#### Work required
Without the pictures, set down every line of the data exactly.

══════════

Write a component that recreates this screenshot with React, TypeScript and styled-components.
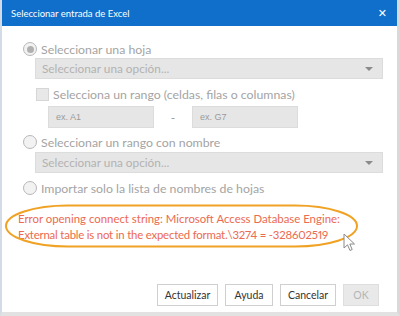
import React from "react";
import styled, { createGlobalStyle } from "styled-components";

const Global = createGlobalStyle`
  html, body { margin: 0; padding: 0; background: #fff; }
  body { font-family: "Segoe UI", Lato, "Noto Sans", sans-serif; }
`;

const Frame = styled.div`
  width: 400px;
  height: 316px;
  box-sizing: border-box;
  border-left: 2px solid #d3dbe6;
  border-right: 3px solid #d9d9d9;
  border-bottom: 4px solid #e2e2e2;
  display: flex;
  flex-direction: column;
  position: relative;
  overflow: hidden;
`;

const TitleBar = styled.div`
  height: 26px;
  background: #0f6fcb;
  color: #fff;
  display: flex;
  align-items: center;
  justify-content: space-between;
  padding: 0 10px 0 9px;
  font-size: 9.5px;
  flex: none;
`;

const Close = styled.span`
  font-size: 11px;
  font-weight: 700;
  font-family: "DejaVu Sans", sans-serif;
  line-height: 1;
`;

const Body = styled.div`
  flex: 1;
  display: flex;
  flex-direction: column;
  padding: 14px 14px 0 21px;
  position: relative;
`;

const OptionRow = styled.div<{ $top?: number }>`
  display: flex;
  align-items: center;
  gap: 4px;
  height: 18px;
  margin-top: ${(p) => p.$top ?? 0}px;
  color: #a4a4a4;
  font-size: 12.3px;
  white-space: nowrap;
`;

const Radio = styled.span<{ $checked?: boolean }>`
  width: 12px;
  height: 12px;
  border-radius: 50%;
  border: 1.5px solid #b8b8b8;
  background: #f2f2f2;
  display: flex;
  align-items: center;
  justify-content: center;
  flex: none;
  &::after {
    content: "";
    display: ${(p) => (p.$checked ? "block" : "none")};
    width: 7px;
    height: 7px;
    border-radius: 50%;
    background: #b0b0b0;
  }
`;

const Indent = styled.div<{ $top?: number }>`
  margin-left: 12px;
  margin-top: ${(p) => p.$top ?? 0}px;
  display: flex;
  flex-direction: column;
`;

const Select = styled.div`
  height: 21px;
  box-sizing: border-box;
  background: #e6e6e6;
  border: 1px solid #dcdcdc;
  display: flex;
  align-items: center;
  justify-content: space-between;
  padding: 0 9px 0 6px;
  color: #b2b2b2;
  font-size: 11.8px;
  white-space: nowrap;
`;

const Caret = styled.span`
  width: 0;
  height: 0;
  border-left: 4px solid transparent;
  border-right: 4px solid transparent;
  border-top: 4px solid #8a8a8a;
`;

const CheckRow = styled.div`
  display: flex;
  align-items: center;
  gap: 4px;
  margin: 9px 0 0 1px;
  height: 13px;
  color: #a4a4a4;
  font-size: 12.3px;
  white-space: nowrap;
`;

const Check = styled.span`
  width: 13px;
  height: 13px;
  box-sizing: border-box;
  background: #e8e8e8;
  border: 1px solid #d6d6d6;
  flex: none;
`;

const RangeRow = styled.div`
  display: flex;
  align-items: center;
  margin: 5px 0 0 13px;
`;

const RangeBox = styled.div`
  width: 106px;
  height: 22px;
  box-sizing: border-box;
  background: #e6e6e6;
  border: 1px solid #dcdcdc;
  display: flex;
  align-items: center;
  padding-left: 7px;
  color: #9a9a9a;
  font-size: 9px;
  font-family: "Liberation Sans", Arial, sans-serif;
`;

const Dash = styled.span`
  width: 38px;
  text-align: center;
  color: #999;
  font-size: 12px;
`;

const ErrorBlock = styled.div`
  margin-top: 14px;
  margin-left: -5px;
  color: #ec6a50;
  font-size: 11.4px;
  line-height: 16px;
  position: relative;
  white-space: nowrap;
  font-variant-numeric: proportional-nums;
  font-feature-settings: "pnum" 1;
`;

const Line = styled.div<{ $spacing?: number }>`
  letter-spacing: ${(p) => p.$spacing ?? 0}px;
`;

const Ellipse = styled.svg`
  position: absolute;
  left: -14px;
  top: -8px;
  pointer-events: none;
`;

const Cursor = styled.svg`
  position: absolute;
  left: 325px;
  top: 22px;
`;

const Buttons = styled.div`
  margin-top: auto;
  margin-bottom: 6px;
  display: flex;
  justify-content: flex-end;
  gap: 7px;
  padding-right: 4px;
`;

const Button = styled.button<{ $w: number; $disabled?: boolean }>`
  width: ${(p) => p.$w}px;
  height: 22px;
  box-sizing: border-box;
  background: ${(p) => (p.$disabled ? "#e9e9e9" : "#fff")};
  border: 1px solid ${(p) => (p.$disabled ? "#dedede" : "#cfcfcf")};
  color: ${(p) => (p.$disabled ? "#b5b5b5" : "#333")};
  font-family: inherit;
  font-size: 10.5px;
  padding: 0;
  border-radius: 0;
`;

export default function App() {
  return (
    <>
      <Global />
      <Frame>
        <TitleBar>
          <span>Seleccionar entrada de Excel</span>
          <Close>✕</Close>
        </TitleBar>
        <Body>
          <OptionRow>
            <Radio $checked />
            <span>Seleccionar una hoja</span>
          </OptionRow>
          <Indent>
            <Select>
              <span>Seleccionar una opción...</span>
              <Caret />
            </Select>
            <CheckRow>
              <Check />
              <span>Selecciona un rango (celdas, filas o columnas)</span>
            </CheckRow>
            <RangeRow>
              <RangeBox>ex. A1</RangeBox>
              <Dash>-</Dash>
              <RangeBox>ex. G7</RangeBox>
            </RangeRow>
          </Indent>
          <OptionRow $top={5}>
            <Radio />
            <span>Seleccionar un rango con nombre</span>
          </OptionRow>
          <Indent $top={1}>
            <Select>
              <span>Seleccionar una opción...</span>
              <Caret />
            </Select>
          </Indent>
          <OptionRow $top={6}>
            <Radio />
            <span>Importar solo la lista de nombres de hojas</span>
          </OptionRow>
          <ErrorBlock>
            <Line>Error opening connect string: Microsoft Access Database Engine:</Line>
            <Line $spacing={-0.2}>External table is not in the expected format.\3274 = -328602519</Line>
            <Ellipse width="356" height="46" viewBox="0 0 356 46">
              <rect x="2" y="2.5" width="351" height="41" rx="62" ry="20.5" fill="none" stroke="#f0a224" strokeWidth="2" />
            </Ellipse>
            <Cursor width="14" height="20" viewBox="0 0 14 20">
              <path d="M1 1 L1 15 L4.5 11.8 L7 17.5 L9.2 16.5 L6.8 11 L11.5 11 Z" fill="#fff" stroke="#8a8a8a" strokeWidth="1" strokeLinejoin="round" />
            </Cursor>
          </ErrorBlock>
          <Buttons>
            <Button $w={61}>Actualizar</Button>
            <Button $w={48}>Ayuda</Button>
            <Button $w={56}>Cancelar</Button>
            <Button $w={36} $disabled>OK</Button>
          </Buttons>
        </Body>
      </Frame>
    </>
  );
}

══════════

#### Solution to the problem
Write a component that recreates this screenshot with React, TypeScript and styled-components.
import React from "react";
import styled, { createGlobalStyle } from "styled-components";

const Global = createGlobalStyle`
  html, body { margin: 0; padding: 0; background: #fff; }
  body { font-family: "Segoe UI", Lato, "Noto Sans", sans-serif; }
`;

const Frame = styled.div`
  width: 400px;
  height: 316px;
  box-sizing: border-box;
  border-left: 2px solid #d3dbe6;
  border-right: 3px solid #d9d9d9;
  border-bottom: 4px solid #e2e2e2;
  display: flex;
  flex-direction: column;
  position: relative;
  overflow: hidden;
`;

const TitleBar = styled.div`
  height: 26px;
  background: #0f6fcb;
  color: #fff;
  display: flex;
  align-items: center;
  justify-content: space-between;
  padding: 0 10px 0 9px;
  font-size: 9.5px;
  flex: none;
`;

const Close = styled.span`
  font-size: 11px;
  font-weight: 700;
  font-family: "DejaVu Sans", sans-serif;
  line-height: 1;
`;

const Body = styled.div`
  flex: 1;
  display: flex;
  flex-direction: column;
  padding: 14px 14px 0 21px;
  position: relative;
`;

const OptionRow = styled.div<{ $top?: number }>`
  display: flex;
  align-items: center;
  gap: 4px;
  height: 18px;
  margin-top: ${(p) => p.$top ?? 0}px;
  color: #a4a4a4;
  font-size: 12.3px;
  white-space: nowrap;
`;

const Radio = styled.span<{ $checked?: boolean }>`
  width: 12px;
  height: 12px;
  border-radius: 50%;
  border: 1.5px solid #b8b8b8;
  background: #f2f2f2;
  display: flex;
  align-items: center;
  justify-content: center;
  flex: none;
  &::after {
    content: "";
    display: ${(p) => (p.$checked ? "block" : "none")};
    width: 7px;
    height: 7px;
    border-radius: 50%;
    background: #b0b0b0;
  }
`;

const Indent = styled.div<{ $top?: number }>`
  margin-left: 12px;
  margin-top: ${(p) => p.$top ?? 0}px;
  display: flex;
  flex-direction: column;
`;

const Select = styled.div`
  height: 21px;
  box-sizing: border-box;
  background: #e6e6e6;
  border: 1px solid #dcdcdc;
  display: flex;
  align-items: center;
  justify-content: space-between;
  padding: 0 9px 0 6px;
  color: #b2b2b2;
  font-size: 11.8px;
  white-space: nowrap;
`;

const Caret = styled.span`
  width: 0;
  height: 0;
  border-left: 4px solid transparent;
  border-right: 4px solid transparent;
  border-top: 4px solid #8a8a8a;
`;

const CheckRow = styled.div`
  display: flex;
  align-items: center;
  gap: 4px;
  margin: 9px 0 0 1px;
  height: 13px;
  color: #a4a4a4;
  font-size: 12.3px;
  white-space: nowrap;
`;

const Check = styled.span`
  width: 13px;
  height: 13px;
  box-sizing: border-box;
  background: #e8e8e8;
  border: 1px solid #d6d6d6;
  flex: none;
`;

const RangeRow = styled.div`
  display: flex;
  align-items: center;
  margin: 5px 0 0 13px;
`;

const RangeBox = styled.div`
  width: 106px;
  height: 22px;
  box-sizing: border-box;
  background: #e6e6e6;
  border: 1px solid #dcdcdc;
  display: flex;
  align-items: center;
  padding-left: 7px;
  color: #9a9a9a;
  font-size: 9px;
  font-family: "Liberation Sans", Arial, sans-serif;
`;

const Dash = styled.span`
  width: 38px;
  text-align: center;
  color: #999;
  font-size: 12px;
`;

const ErrorBlock = styled.div`
  margin-top: 14px;
  margin-left: -5px;
  color: #ec6a50;
  font-size: 11.4px;
  line-height: 16px;
  position: relative;
  white-space: nowrap;
  font-variant-numeric: proportional-nums;
  font-feature-settings: "pnum" 1;
`;

const Line = styled.div<{ $spacing?: number }>`
  letter-spacing: ${(p) => p.$spacing ?? 0}px;
`;

const Ellipse = styled.svg`
  position: absolute;
  left: -14px;
  top: -8px;
  pointer-events: none;
`;

const Cursor = styled.svg`
  position: absolute;
  left: 325px;
  top: 22px;
`;

const Buttons = styled.div`
  margin-top: auto;
  margin-bottom: 6px;
  display: flex;
  justify-content: flex-end;
  gap: 7px;
  padding-right: 4px;
`;

const Button = styled.button<{ $w: number; $disabled?: boolean }>`
  width: ${(p) => p.$w}px;
  height: 22px;
  box-sizing: border-box;
  background: ${(p) => (p.$disabled ? "#e9e9e9" : "#fff")};
  border: 1px solid ${(p) => (p.$disabled ? "#dedede" : "#cfcfcf")};
  color: ${(p) => (p.$disabled ? "#b5b5b5" : "#333")};
  font-family: inherit;
  font-size: 10.5px;
  padding: 0;
  border-radius: 0;
`;

export default function App() {
  return (
    <>
      <Global />
      <Frame>
        <TitleBar>
          <span>Seleccionar entrada de Excel</span>
          <Close>✕</Close>
        </TitleBar>
        <Body>
          <OptionRow>
            <Radio $checked />
            <span>Seleccionar una hoja</span>
          </OptionRow>
          <Indent>
            <Select>
              <span>Seleccionar una opción...</span>
              <Caret />
            </Select>
            <CheckRow>
              <Check />
              <span>Selecciona un rango (celdas, filas o columnas)</span>
            </CheckRow>
            <RangeRow>
              <RangeBox>ex. A1</RangeBox>
              <Dash>-</Dash>
              <RangeBox>ex. G7</RangeBox>
            </RangeRow>
          </Indent>
          <OptionRow $top={5}>
            <Radio />
            <span>Seleccionar un rango con nombre</span>
          </OptionRow>
          <Indent $top={1}>
            <Select>
              <span>Seleccionar una opción...</span>
              <Caret />
            </Select>
          </Indent>
          <OptionRow $top={6}>
            <Radio />
            <span>Importar solo la lista de nombres de hojas</span>
          </OptionRow>
          <ErrorBlock>
            <Line>Error opening connect string: Microsoft Access Database Engine:</Line>
            <Line $spacing={-0.2}>External table is not in the expected format.\3274 = -328602519</Line>
            <Ellipse width="356" height="46" viewBox="0 0 356 46">
              <rect x="2" y="2.5" width="351" height="41" rx="62" ry="20.5" fill="none" stroke="#f0a224" strokeWidth="2" />
            </Ellipse>
            <Cursor width="14" height="20" viewBox="0 0 14 20">
              <path d="M1 1 L1 15 L4.5 11.8 L7 17.5 L9.2 16.5 L6.8 11 L11.5 11 Z" fill="#fff" stroke="#8a8a8a" strokeWidth="1" strokeLinejoin="round" />
            </Cursor>
          </ErrorBlock>
          <Buttons>
            <Button $w={61}>Actualizar</Button>
            <Button $w={48}>Ayuda</Button>
            <Button $w={56}>Cancelar</Button>
            <Button $w={36} $disabled>OK</Button>
          </Buttons>
        </Body>
      </Frame>
    </>
  );
}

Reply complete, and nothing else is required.